God knows when I got it into my head acting would be a good idea. When I was 5 I remember wanting to work part time as a teacher and part time as a check-out girl at Sainsbury's. I think it was the beep on the supermarket till that I was drawn to. Bizarrely I have just realised that has partly come true. (The teaching not Sainsbury's.) Anyway, I digress. (You'll have to get use to my asides.)



Now this is a tale about a jobbing actor not one who just gets discovered and it's all nice and easy and I dunno a Casting Director sees you at your showcase and you end up in a 3 film deal for an award winning Director or your spotted while having an argument with your bank manager and ooh a producer thinks you have star potential. All actors dream that will happen and for Orlando Bloom and Charlise Theron respectively they were indeed that lucky but we know that's not real life. Most actors who make it in that sense aren't just lucky but have a lot on their side. Namely contacts and money. I had neither.

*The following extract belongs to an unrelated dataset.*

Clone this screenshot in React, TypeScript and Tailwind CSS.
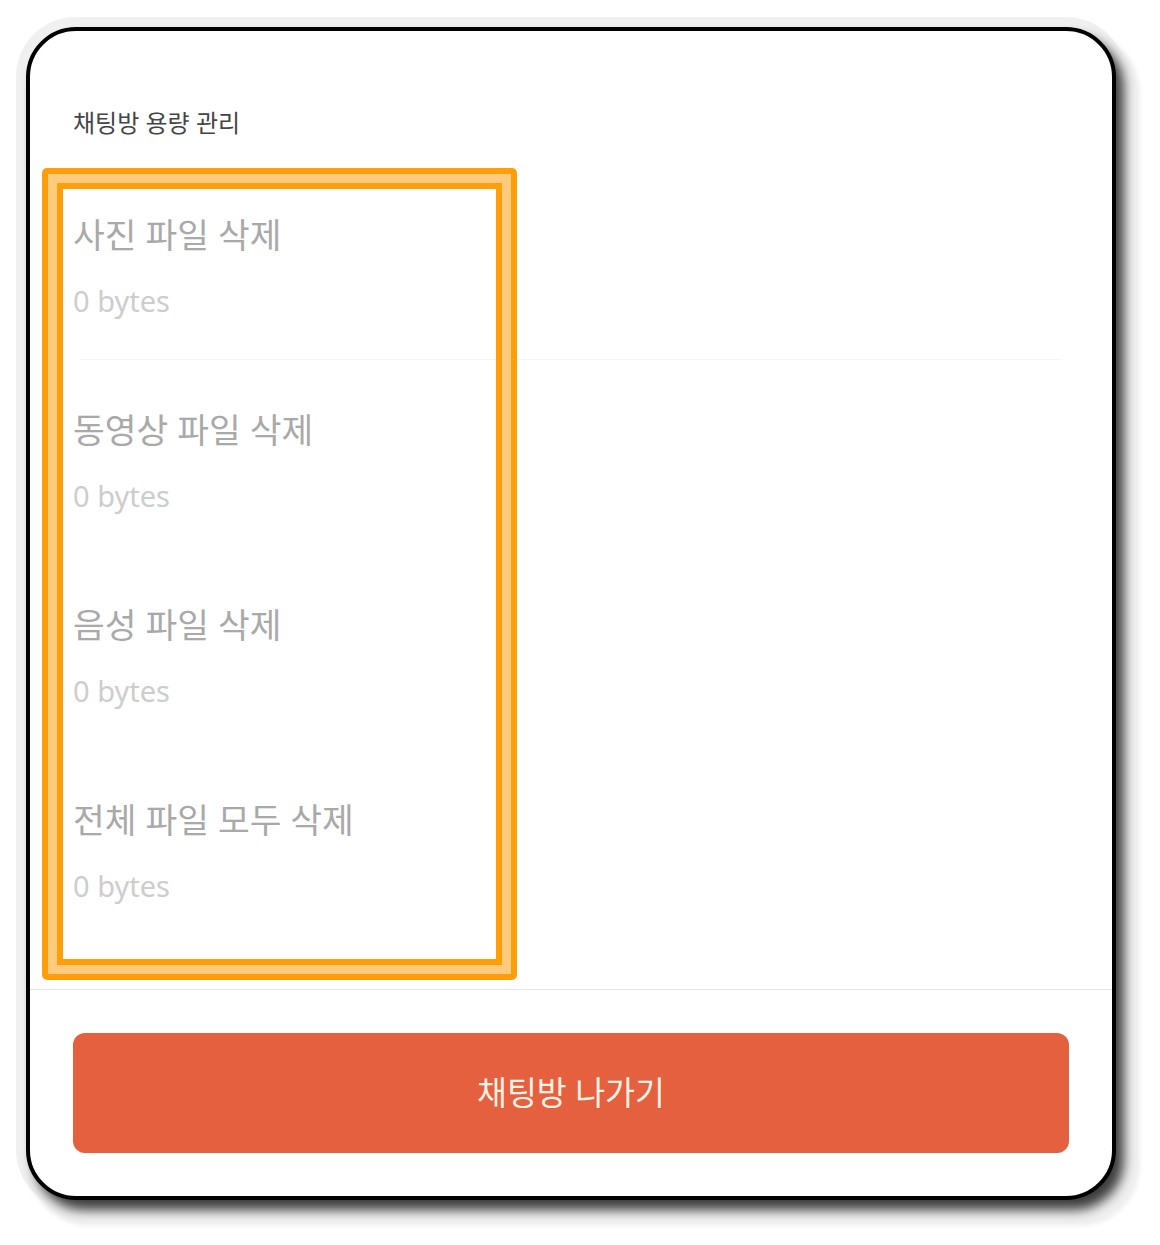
import React from 'react';

const items = [
  { title: '사진 파일 삭제', size: '0 bytes', divider: true },
  { title: '동영상 파일 삭제', size: '0 bytes', divider: false },
  { title: '음성 파일 삭제', size: '0 bytes', divider: false },
  { title: '전체 파일 모두 삭제', size: '0 bytes', divider: false },
];

function StorageItem({ title, size, divider }: { title: string; size: string; divider: boolean }) {
  return (
    <div className="flex flex-col">
      <div className="flex h-[194px] flex-col px-[43px] pt-[48px]">
        <div className="text-[34.5px] leading-[44px] text-[#a9a9a9]">{title}</div>
        <div className="mt-[26px] text-[29px] leading-[36px] text-[#cdcdcd]">{size}</div>
      </div>
      <div className={divider ? 'mx-[50px] h-px bg-[#f6f6f6]' : 'h-px'}></div>
    </div>
  );
}

export default function App() {
  return (
    <div className="h-[1245px] w-[1160px] bg-white pl-[26px] pt-[27px] font-['Noto_Sans','Noto_Sans_CJK_KR',sans-serif]">
      <div className="relative flex h-[1173px] w-[1090px] flex-col rounded-[50px] border-4 border-black bg-white shadow-[8px_10px_12px_rgba(0,0,0,0.75),0_0_0_10px_#f0f0f0,14px_16px_4px_10px_#f0f0f0]">
        <div className="h-[135px] px-[43px] pt-[76px]">
          <div className="text-[24px] leading-[32px] text-[#454545]">채팅방 용량 관리</div>
        </div>

        <div className="flex flex-col pb-[44px]">
          {items.map((item) => (
            <StorageItem key={item.title} {...item} />
          ))}
        </div>

        <div className="border-t border-[#e6e6e6] p-[43px]">
          <button className="flex h-[120px] w-full items-center justify-center rounded-[12px] bg-[#e4603f] text-[32.5px] text-[#fff3e8]">
            채팅방 나가기
          </button>
        </div>

        {/* highlight annotation */}
        <div className="absolute left-[12px] top-[137px] h-[812px] w-[475px] rounded-[5px] border-[6px] border-[#ff9e0b]">
          <div className="h-full w-full border-[9px] border-[#ffcb7c]">
            <div className="h-full w-full border-[6px] border-[#ff9e0b]"></div>
          </div>
        </div>
      </div>
    </div>
  );
}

I come from a really small but lovely one-horse town in Devon. It is literally one horse. I remember as a kid the local gypsy's riding their cart through on a Saturday, in the shadow of the honey bricked church, while everyone turned and stared I did too as I plodded my way up the hill on my way to the now defunct Woolworths to buy a record with my Dad. The concept of acting in this setting is simply ludicrous. It rears its head only yearly in the format of a Panto at the county town or a Kiss Me Quick show at the local pier. Not exactly a Mecca for art let’s say. It's all very sweet and sedentary, all uneven cobbles, little shops with nothing of much importance other than trinkets in them and the spring fair. Which is brilliant I might add? May polls, Morris dancing and tons of beer like something out of a Hardy novel. As I walked along the aisles I perused the pick and mix before my train of thought was jolted by a seven year old boy diving headlong for the fizzy cola bottles. “Tristan!” screamed his mother as his sweaty and possibly snotty hand drove itself unbidden into the plastic shoe box grabbing a cluster of flying saucers. I pondered the night before.

Wednesday 6 January 2010

Jobbing Actor


actor
noun 1. A person whose profession is acting. 2. A participant in an action or process.





The first is quite rudimentary but the second is more interesting and I think still applies to the first.




Someone once asked me "If you're not acting right now can you still call yourself an actor?"




To be an "actor" do you have to be in "the action or process" of acting? If that is the case then hardly any of us are. I read today in a job description of professions that an actor is unemployed or "resting" (God I hate that phrase) 80% of the time. That is so depressing but that's the truth isn't it? What about the rest of us poor bastards who aren't Hollywood stars? Are we just pretending then? Or perhaps, it's more of a state of mind. Sounds a bit up your own arse to me.




I want to lift the lid on what it is like for the rest of us. The 80%. How you become an actor, get into drama school, get an agent. Having auditions. Trying to get auditions in the first place. Being rejected and actually working! The bizarre, funny, breathtaking people you meet. The numb expanse of nothingness between work where you wonder what to actually do with your life, because lets face it this isn't a real job. The joy of getting your first role, then every role thereafter and living half your life in another persona. In my other shoes I guess. The shoes where I'm not a wife or a mother a daughter or a friend. Where most of the time I'm not even me but a persona or a range of characters I carry round with me like accessories in a handbag to pull out and put on at any given moment.
So for anyone who is considering this as a career option, I want to give you the advice no-one ever gave me and for those who are just curious, the chance to see what it's like in someone else's shoes.